When the US Clean Air Acts were introduced, American industry needed smoke stack cleaning equipment and new power generating plant. Unsurprisingly, it was Siemens of Germany that benefitted, because 20 years earlier Germany had introduced tough emissions laws forcing dramatic industrial change. The investment paid off.

Siemens Limited's corporate communications manager, Geoff Fagan, said 10 to 15 percent of Siemens 1994-'95 DM89 billion ($A80 billion) worldwide sales was "competitive edge" products reliant on energy savings and/or waste minimisation.

Fagan said Siemens carried losses on its photovoltaic panels because when fossil fuel prices rise, solar energy will become competitive and Siemens will be the market leader.

Management Information Services Inc estimated the 1992 US expenditure on environment at $US170 billion and growing three times faster than the economy, providing 25 percent of GDP growth in that year. Environment industries are expected to create 5 million jobs and equal U.S. Defense Department spending by 2000.

UK environmental expenditure was Sterling 14 billion ($A30 billion approx) in 1990, 2.5 percent GDP and in line with the European Union average.

The heart of the problem is the low cost of non-renewable fuel, which former European Union environment commissioner, Ionnis Paleokrassas, described as an environmental subsidy to the energy industry. Include environmental costs and the alternatives suddenly become competitive.

It was on the subject of financial instruments, tradeable permits and taxes, that I thought John Stone might have some interesting views. He did. But then he said they were "off the record".

"No" was a repetitive theme.

It highlighted Australian government and industry choices: engagement in technological change welcoming incentives to pioneer new systems; or a disbelieving rearguard, resplendent in self-serving catechisms of time aplenty and ignoring the global climatic and business environment.

And John Houghton, tirelessly, diplomatically, underlining the universality of the line-by-line agreement on the science of climate change, the causes and impacts, by representatives of more than 100 nations and gently advising that we must deal with changes which, ultimately, affect Australia's crop yield and economy.

A series of carrot and stick financial instruments and other measures are required to penalise polluters and energy wastage and reward cleaner technologies.

In the US tradeable sulphur permits allows good performers to sell the balance of their emissions to bad performers who have to pay to pollute, rewarding cleaner companies. Similar systems can operate for air and water quality and waste reduction.

For governments with a micron of spinal column, a carbon tax is a positive incentive to new and existing industries; raises revenue; ensures that polluters pay; and wins green votes all in one package. But if Keating couldn't, how can Howard?

Australia has sunshine, open space and a great deal of potential for alternative energy.

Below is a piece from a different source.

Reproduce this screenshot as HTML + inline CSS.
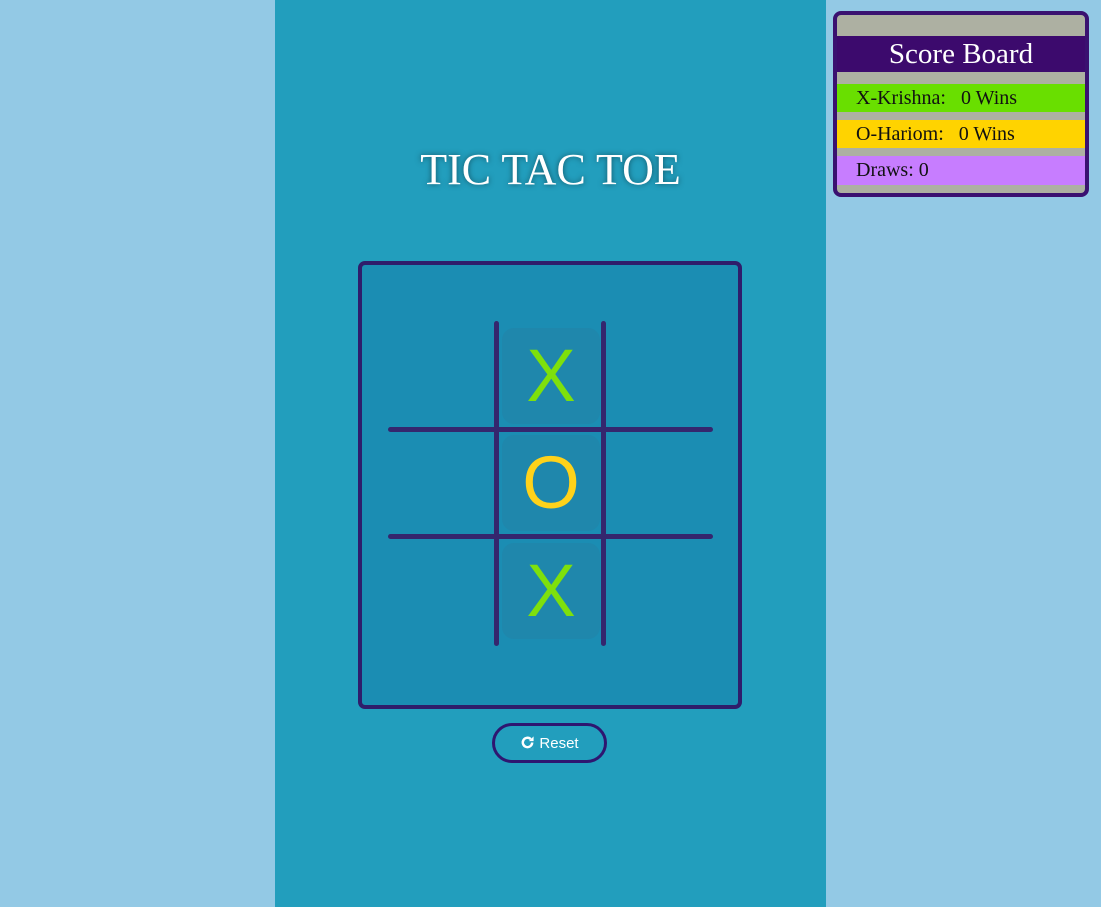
<!DOCTYPE html>
<html><head><style>
body{margin:0;width:1101px;height:907px;background:#93c9e5;position:relative;overflow:hidden;font-family:"Liberation Serif",serif}
.c{position:absolute;left:275px;top:0;width:551px;height:907px;background:#229ebd}
h1{position:absolute;left:275px;width:551px;top:145px;margin:0;text-align:center;font-weight:normal;font-size:44px;color:#fff;text-shadow:0 0 6px rgba(0,0,0,.5);line-height:50px}
.b{position:absolute;left:358px;top:261px;width:376px;height:440px;border:4px solid #2f1d6b;border-radius:7px;background:#1b8db3}
.l{position:absolute;background:#35266e;border-radius:3px}
.cell{position:absolute;left:502px;width:98px;height:96px;background:#1f87ac;border-radius:12px;font-family:"Liberation Sans",sans-serif;font-size:74px;text-align:center;line-height:96px}
.s{position:absolute;left:833px;top:11px;width:248px;height:178px;border:4px solid #3a1170;border-radius:8px;background:#adb0a2;overflow:hidden}
.r{position:absolute;left:0;width:248px;font-size:20px;padding-left:19px;box-sizing:border-box;color:#111}
.btn{position:absolute;left:492px;top:723px;width:109px;height:34px;border:3px solid #2e1670;border-radius:20px;font-family:"Liberation Sans",sans-serif;color:#fff;font-size:15px;line-height:36px;text-align:center}
</style></head><body>
<div class="c"></div>
<h1>TIC TAC TOE</h1>
<div class="b"></div>
<div class="cell" style="top:328px;color:#7ee00c">X</div>
<div class="cell" style="top:435px;color:#ffd21a">O</div>
<div class="cell" style="top:543px;color:#7ee00c">X</div>
<div class="l" style="left:494px;top:321px;width:5px;height:325px"></div>
<div class="l" style="left:601px;top:321px;width:5px;height:325px"></div>
<div class="l" style="left:388px;top:427px;width:325px;height:5px"></div>
<div class="l" style="left:388px;top:534px;width:325px;height:5px"></div>
<div class="btn"><svg width="15" height="15" viewBox="0 0 16 16" style="vertical-align:-2px;margin-right:4px"><path d="M13 8a5 5 0 1 1-1.5-3.6" fill="none" stroke="#fff" stroke-width="2.6"/><path d="M14.5 1.5v5h-5z" fill="#fff"/></svg>Reset</div>
<div class="s">
<div class="r" style="top:21px;height:36px;background:#3c0a6d;color:#fff;font-size:29px;text-align:center;padding:0;line-height:36px">Score Board</div>
<div class="r" style="top:69px;height:28px;background:#69df00;line-height:28px">X-Krishna:&nbsp;&nbsp; 0 Wins</div>
<div class="r" style="top:105px;height:28px;background:#ffd300;line-height:28px">O-Hariom:&nbsp;&nbsp; 0 Wins</div>
<div class="r" style="top:141px;height:29px;background:#c77dff;line-height:29px">Draws: 0</div>
</div>
</body></html>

There is no reason for Australia to be an ignorant polluter, when we could be leading the way with Germany, Scandinavia and California.

Senator Campbell pleased the meteorologists saying he would defend the Bureau to Cabinet colleagues and that the World Meteorological Organization was "doing good for mankind and had the support of the Coalition."

But the sad truth is that his government is more likely to privatize the Bureau than get serious about reducing greenhouse gas emissions. Perhaps when Canberra is coastal.